In my last piece, I wrote that the archives of one country can be useful for illuminating the intelligence services of another. I’ve since obtained a file which proves that in spades. Produced in the final years of British colonial rule in East Africa, it details the early history of the CIA presence in Kenya, Uganda and modern Tanzania.1
The Colonial Office was initially wary of the CIA, turning down a request for representation in Nairobi in March 1955.2 The British had a lot to be wary about. Kenya had been in a state of emergency since 1952 as the so-called Mau-Mau revolt prompted a counterinsurgency response encompassing mass detention, torture and executions.3
The CIA was not deterred by the British rebuff. Later in 1955, the Deputy Director of Central Intelligence, Charles P. Cabell, visited Kenya during an African tour. Shortly afterwards, the British discovered that a CIA officer was already in residence when American diplomat William Bavis approached the Kenyan Director of Intelligence and Security for an exchange of information.4
It was not only intelligence officers the British had to worry about. By 1957, the authorities became concerned about the activities of Maida Springer, an African American representative of the American Federation of Labor (AFL), who had widespread contacts with pro-independence leaders.5 The Colonial Secretary hoped for US Government intercession to speed Springer’s departure from East Africa.

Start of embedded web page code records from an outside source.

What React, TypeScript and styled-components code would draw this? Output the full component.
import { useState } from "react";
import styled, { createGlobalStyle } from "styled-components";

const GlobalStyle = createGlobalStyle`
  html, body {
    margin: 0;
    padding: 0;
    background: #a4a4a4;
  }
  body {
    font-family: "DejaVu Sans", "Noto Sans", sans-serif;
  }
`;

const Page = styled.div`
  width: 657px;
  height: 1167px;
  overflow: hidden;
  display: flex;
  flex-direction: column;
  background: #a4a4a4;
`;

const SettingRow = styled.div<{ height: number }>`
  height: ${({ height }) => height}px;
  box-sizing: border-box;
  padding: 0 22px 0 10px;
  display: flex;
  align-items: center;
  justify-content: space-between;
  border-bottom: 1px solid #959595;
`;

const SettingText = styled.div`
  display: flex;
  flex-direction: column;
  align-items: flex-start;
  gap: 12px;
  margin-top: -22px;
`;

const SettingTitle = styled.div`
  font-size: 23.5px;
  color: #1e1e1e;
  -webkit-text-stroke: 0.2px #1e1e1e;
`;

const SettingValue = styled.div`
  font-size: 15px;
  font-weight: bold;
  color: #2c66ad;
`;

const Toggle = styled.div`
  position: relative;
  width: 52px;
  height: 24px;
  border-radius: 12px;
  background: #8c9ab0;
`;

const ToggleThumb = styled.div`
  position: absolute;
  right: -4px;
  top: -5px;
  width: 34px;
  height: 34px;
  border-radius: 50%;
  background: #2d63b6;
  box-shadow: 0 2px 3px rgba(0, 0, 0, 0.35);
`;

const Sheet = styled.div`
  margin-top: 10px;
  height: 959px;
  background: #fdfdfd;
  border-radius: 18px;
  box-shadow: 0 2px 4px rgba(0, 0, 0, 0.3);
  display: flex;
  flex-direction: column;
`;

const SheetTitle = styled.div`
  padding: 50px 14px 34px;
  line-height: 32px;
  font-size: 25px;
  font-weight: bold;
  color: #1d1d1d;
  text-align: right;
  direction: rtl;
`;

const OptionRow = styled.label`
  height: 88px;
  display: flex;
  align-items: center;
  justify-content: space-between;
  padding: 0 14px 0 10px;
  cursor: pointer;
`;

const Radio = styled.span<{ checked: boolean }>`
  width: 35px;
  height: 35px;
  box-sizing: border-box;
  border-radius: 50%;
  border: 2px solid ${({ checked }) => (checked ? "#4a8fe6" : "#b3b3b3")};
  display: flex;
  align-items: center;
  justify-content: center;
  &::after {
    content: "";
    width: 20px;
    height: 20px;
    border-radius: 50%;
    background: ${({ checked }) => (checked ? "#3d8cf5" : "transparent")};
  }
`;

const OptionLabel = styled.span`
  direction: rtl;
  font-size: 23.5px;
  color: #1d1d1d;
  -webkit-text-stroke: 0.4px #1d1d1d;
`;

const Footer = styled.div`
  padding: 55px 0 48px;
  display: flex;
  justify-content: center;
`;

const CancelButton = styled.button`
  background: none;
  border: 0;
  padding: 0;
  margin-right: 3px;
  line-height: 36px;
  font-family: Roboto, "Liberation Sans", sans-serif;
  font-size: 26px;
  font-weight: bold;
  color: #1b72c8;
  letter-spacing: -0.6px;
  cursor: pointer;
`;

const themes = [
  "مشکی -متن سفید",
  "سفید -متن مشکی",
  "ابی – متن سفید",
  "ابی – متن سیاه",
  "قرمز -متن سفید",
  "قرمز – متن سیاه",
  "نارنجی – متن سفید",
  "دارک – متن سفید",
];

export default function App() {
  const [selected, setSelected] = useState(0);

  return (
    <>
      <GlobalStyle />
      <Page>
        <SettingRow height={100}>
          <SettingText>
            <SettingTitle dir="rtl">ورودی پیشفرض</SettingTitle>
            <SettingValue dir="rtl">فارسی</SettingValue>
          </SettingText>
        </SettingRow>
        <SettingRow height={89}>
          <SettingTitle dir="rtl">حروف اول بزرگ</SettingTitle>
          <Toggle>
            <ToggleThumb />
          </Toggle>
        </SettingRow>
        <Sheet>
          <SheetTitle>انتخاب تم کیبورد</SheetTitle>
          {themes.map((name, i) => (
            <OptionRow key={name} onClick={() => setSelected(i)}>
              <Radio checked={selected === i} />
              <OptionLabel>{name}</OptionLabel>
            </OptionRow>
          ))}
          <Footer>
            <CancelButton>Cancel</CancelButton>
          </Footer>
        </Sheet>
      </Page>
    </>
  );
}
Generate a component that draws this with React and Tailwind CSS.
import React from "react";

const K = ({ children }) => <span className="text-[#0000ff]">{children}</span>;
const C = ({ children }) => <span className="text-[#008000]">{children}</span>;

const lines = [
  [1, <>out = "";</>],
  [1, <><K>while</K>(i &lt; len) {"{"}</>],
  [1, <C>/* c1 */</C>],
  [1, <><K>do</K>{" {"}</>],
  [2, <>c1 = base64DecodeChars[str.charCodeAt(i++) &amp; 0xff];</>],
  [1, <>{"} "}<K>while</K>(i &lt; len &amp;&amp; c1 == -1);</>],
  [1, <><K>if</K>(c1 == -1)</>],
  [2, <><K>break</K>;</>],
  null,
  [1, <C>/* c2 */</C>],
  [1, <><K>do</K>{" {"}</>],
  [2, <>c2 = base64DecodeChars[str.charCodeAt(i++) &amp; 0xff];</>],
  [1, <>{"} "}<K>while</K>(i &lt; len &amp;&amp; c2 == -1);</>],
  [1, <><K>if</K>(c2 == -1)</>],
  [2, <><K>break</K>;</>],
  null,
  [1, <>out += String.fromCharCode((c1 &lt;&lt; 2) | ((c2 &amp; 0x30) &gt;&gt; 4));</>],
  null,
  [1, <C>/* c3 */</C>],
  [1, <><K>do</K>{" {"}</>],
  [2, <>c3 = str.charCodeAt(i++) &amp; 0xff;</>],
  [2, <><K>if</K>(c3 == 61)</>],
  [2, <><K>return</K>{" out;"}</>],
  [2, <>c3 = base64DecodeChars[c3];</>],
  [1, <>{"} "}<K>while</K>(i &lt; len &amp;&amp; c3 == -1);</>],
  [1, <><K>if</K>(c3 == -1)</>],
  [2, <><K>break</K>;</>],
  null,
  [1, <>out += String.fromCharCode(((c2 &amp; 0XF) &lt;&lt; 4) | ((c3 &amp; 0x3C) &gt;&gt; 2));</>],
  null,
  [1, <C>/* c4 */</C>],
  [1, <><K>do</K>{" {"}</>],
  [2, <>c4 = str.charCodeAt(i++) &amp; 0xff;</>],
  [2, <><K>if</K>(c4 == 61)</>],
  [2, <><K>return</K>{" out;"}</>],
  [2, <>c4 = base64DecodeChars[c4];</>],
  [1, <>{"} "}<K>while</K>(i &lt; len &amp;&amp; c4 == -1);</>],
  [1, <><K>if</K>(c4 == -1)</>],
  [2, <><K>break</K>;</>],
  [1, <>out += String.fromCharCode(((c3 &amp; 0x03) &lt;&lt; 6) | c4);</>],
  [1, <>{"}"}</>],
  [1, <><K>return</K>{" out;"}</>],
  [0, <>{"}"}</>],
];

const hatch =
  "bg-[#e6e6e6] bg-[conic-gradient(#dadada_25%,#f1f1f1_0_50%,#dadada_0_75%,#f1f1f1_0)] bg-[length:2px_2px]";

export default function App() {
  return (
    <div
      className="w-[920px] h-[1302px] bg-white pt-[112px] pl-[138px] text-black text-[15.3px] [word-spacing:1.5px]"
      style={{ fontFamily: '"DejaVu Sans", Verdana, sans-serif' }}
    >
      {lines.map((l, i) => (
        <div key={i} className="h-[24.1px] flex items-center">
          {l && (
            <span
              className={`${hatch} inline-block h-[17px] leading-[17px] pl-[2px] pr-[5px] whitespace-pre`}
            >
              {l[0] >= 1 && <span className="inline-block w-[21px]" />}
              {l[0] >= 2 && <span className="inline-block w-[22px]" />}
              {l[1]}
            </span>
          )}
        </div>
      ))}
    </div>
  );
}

In fact, Springer’s boss at the AFL International Department, Jay Lovestone was an agent of the CIA’s James Angleton. Although Springer always denied any agency role, Lovestone’s biographer reports that his intelligence work included back-channel contacts with independence movements that were deniable to European governments.6
The replacement of Bavis by Deric O’Bryan in 1958 provided the opportunity to put the CIA presence on a formal liaison basis, although O’Bryan arrived before agreement had been reached, as did the first CIA officer in Uganda, William Godson.7
By the time the US consul had declared Godson’s intelligence role to the Governor arrangements were already in hand to put him under Special Branch surveillance, in order to ‘find out if he has done anything of a CIA nature, as that would help in having him chucked out if we failed to come to an agreement.’8
After talks with the US Director of Central Intelligence, Allen Dulles in January 1959, MI5 Director General Roger Hollis told the governors of Kenya and Uganda:
..the American Security Services had been heavily criticised during their war for not operating their own agents and having to rely on other than their own sources of intelligence. Congress would not stand for such tight terms of reference as we had proposed. If the Americans, through CIA, did not get some information about Africa in co-operation with us, they would go for it secretly with undeclared agents.9
Agreement was reached after the British proposed new terms which included:
(i) No political interference or support of political parties;
(ii) A designated Government contact;
(iii) The agent to be briefed by the Americans not to do anything that would embarrass the Governor;
(iv) The promise to hand over anything bearing on the security of the Colony or the protectorate to this Government.10
There was some doubt about whether liaison should go through local Special Branches or MI5 security liaison officers (SLOs), who included Duncan Waugh in Nairobi and Ian Carrel in Dar-es-Salaam. Eventually, it was agreed that O’Bryan’s contacts should be the Director of Intelligence and Security in Kenya, and Carrel in Tanganyika.11
British enthusiasm for liaison grew in part because of the Americans’ better access to Egypt with which Britain was effectively fighting its own private Cold War. In September, the Colonial Secretary wrote to governments in Africa and Aden with guidance on the CIA.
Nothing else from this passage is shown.